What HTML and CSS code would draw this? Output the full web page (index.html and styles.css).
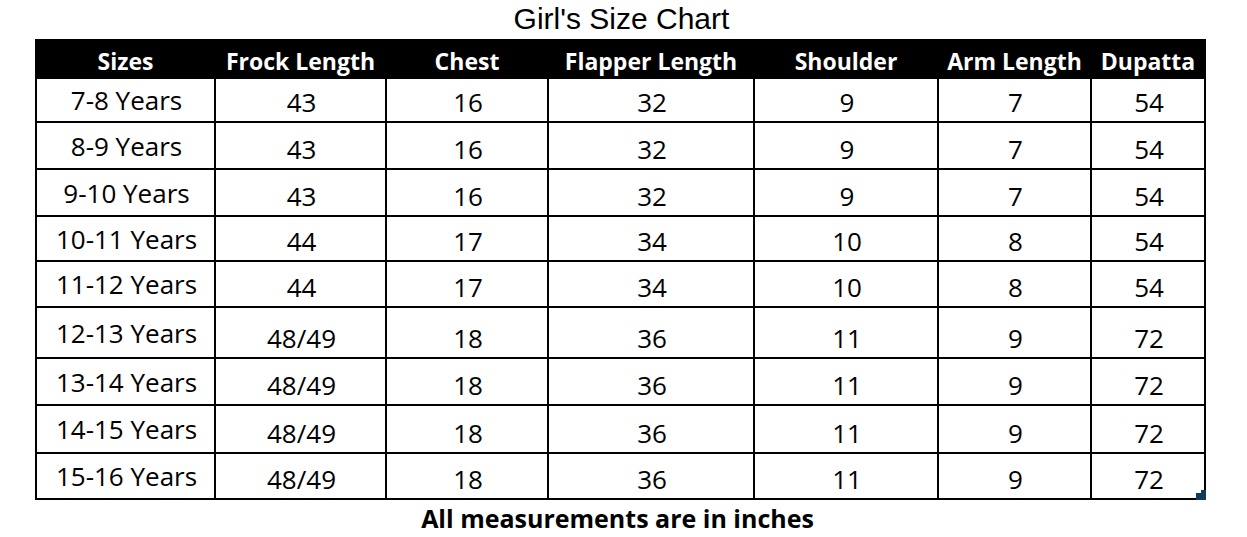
FILE: index.html
```html
<!DOCTYPE html>
<html lang="en">
<head>
<meta charset="utf-8">
<title>Girl's Size Chart</title>
<link rel="stylesheet" href="styles.css">
</head>
<body>
<div class="page">
  <div class="title">Girl's Size Chart</div>
  <div class="chart">
    <div class="hd">Sizes</div><div class="hd">Frock Length</div><div class="hd">Chest</div><div class="hd">Flapper Length</div><div class="hd">Shoulder</div><div class="hd">Arm Length</div><div class="hd">Dupatta</div>

    <div class="sz">7-8 Years</div><div class="num">43</div><div class="num">16</div><div class="num">32</div><div class="num">9</div><div class="num">7</div><div class="num">54</div>
    <div class="sz">8-9 Years</div><div class="num">43</div><div class="num">16</div><div class="num">32</div><div class="num">9</div><div class="num">7</div><div class="num">54</div>
    <div class="sz">9-10 Years</div><div class="num">43</div><div class="num">16</div><div class="num">32</div><div class="num">9</div><div class="num">7</div><div class="num">54</div>
    <div class="sz">10-11 Years</div><div class="num">44</div><div class="num">17</div><div class="num">34</div><div class="num">10</div><div class="num">8</div><div class="num">54</div>
    <div class="sz">11-12 Years</div><div class="num">44</div><div class="num">17</div><div class="num">34</div><div class="num">10</div><div class="num">8</div><div class="num">54</div>
    <div class="sz">12-13 Years</div><div class="num">48/49</div><div class="num">18</div><div class="num">36</div><div class="num">11</div><div class="num">9</div><div class="num">72</div>
    <div class="sz">13-14 Years</div><div class="num">48/49</div><div class="num">18</div><div class="num">36</div><div class="num">11</div><div class="num">9</div><div class="num">72</div>
    <div class="sz">14-15 Years</div><div class="num">48/49</div><div class="num">18</div><div class="num">36</div><div class="num">11</div><div class="num">9</div><div class="num">72</div>
    <div class="sz">15-16 Years</div><div class="num">48/49</div><div class="num">18</div><div class="num">36</div><div class="num">11</div><div class="num">9</div><div class="num last">72<span class="handle"></span></div>
  </div>
  <div class="note">All measurements are in inches</div>
</div>
</body>
</html>
```

FILE: styles.css
```css
html, body {
  margin: 0;
  padding: 0;
  background: #ffffff;
}

.page {
  width: 1171px;
  margin-left: 35px;
  color: #000000;
}

.title {
  box-sizing: border-box;
  height: 39px;
  padding-top: 1px;
  padding-left: 2px;
  font-family: "Liberation Sans", Arial, sans-serif;
  font-size: 30px;
  line-height: 36px;
  text-align: center;
}

.chart {
  display: grid;
  grid-template-columns: 177px 169px 160px 204px 182px 151px 112px;
  grid-template-rows: 36px 42px 45px 45px 43px 44px 49px 45px 46px 44px;
  gap: 2px;
  padding: 2px;
  background: #000000;
}

.hd {
  background: #000000;
  color: #ffffff;
  font-family: "Open Sans", "Noto Sans", sans-serif;
  font-weight: 700;
  font-size: 23px;
  line-height: 30px;
  display: flex;
  align-items: center;
  justify-content: center;
  padding-top: 3px;
  white-space: nowrap;
}

.sz,
.num {
  background: #ffffff;
  font-family: "Open Sans", "Noto Sans", sans-serif;
  font-size: 26px;
  line-height: 30px;
  display: flex;
  justify-content: center;
  white-space: nowrap;
  padding-left: 2px;
}

.sz {
  align-items: center;
}

.num {
  box-sizing: border-box;
  align-items: flex-end;
  padding-bottom: 4px;
}

.last {
  position: relative;
}

.handle {
  position: absolute;
  right: -2px;
  bottom: -2px;
  width: 10px;
  height: 7px;
  background: #0f3b5c;
}

.handle::before {
  content: "";
  position: absolute;
  right: 0;
  top: -3px;
  width: 5px;
  height: 3px;
  background: #0f3b5c;
}

.note {
  margin-top: 3px;
  padding-right: 6px;
  font-family: "Open Sans", "Noto Sans", sans-serif;
  font-weight: 700;
  font-size: 25px;
  line-height: 30px;
  text-align: center;
}
```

----------------

- [The task] Give every line back word for word and leave the pictures out.

- [Task result]
What HTML and CSS code would draw this? Output the full web page (index.html and styles.css).
FILE: index.html
```html
<!DOCTYPE html>
<html lang="en">
<head>
<meta charset="utf-8">
<title>Girl's Size Chart</title>
<link rel="stylesheet" href="styles.css">
</head>
<body>
<div class="page">
  <div class="title">Girl's Size Chart</div>
  <div class="chart">
    <div class="hd">Sizes</div><div class="hd">Frock Length</div><div class="hd">Chest</div><div class="hd">Flapper Length</div><div class="hd">Shoulder</div><div class="hd">Arm Length</div><div class="hd">Dupatta</div>

    <div class="sz">7-8 Years</div><div class="num">43</div><div class="num">16</div><div class="num">32</div><div class="num">9</div><div class="num">7</div><div class="num">54</div>
    <div class="sz">8-9 Years</div><div class="num">43</div><div class="num">16</div><div class="num">32</div><div class="num">9</div><div class="num">7</div><div class="num">54</div>
    <div class="sz">9-10 Years</div><div class="num">43</div><div class="num">16</div><div class="num">32</div><div class="num">9</div><div class="num">7</div><div class="num">54</div>
    <div class="sz">10-11 Years</div><div class="num">44</div><div class="num">17</div><div class="num">34</div><div class="num">10</div><div class="num">8</div><div class="num">54</div>
    <div class="sz">11-12 Years</div><div class="num">44</div><div class="num">17</div><div class="num">34</div><div class="num">10</div><div class="num">8</div><div class="num">54</div>
    <div class="sz">12-13 Years</div><div class="num">48/49</div><div class="num">18</div><div class="num">36</div><div class="num">11</div><div class="num">9</div><div class="num">72</div>
    <div class="sz">13-14 Years</div><div class="num">48/49</div><div class="num">18</div><div class="num">36</div><div class="num">11</div><div class="num">9</div><div class="num">72</div>
    <div class="sz">14-15 Years</div><div class="num">48/49</div><div class="num">18</div><div class="num">36</div><div class="num">11</div><div class="num">9</div><div class="num">72</div>
    <div class="sz">15-16 Years</div><div class="num">48/49</div><div class="num">18</div><div class="num">36</div><div class="num">11</div><div class="num">9</div><div class="num last">72<span class="handle"></span></div>
  </div>
  <div class="note">All measurements are in inches</div>
</div>
</body>
</html>
```

FILE: styles.css
```css
html, body {
  margin: 0;
  padding: 0;
  background: #ffffff;
}

.page {
  width: 1171px;
  margin-left: 35px;
  color: #000000;
}

.title {
  box-sizing: border-box;
  height: 39px;
  padding-top: 1px;
  padding-left: 2px;
  font-family: "Liberation Sans", Arial, sans-serif;
  font-size: 30px;
  line-height: 36px;
  text-align: center;
}

.chart {
  display: grid;
  grid-template-columns: 177px 169px 160px 204px 182px 151px 112px;
  grid-template-rows: 36px 42px 45px 45px 43px 44px 49px 45px 46px 44px;
  gap: 2px;
  padding: 2px;
  background: #000000;
}

.hd {
  background: #000000;
  color: #ffffff;
  font-family: "Open Sans", "Noto Sans", sans-serif;
  font-weight: 700;
  font-size: 23px;
  line-height: 30px;
  display: flex;
  align-items: center;
  justify-content: center;
  padding-top: 3px;
  white-space: nowrap;
}

.sz,
.num {
  background: #ffffff;
  font-family: "Open Sans", "Noto Sans", sans-serif;
  font-size: 26px;
  line-height: 30px;
  display: flex;
  justify-content: center;
  white-space: nowrap;
  padding-left: 2px;
}

.sz {
  align-items: center;
}

.num {
  box-sizing: border-box;
  align-items: flex-end;
  padding-bottom: 4px;
}

.last {
  position: relative;
}

.handle {
  position: absolute;
  right: -2px;
  bottom: -2px;
  width: 10px;
  height: 7px;
  background: #0f3b5c;
}

.handle::before {
  content: "";
  position: absolute;
  right: 0;
  top: -3px;
  width: 5px;
  height: 3px;
  background: #0f3b5c;
}

.note {
  margin-top: 3px;
  padding-right: 6px;
  font-family: "Open Sans", "Noto Sans", sans-serif;
  font-weight: 700;
  font-size: 25px;
  line-height: 30px;
  text-align: center;
}
```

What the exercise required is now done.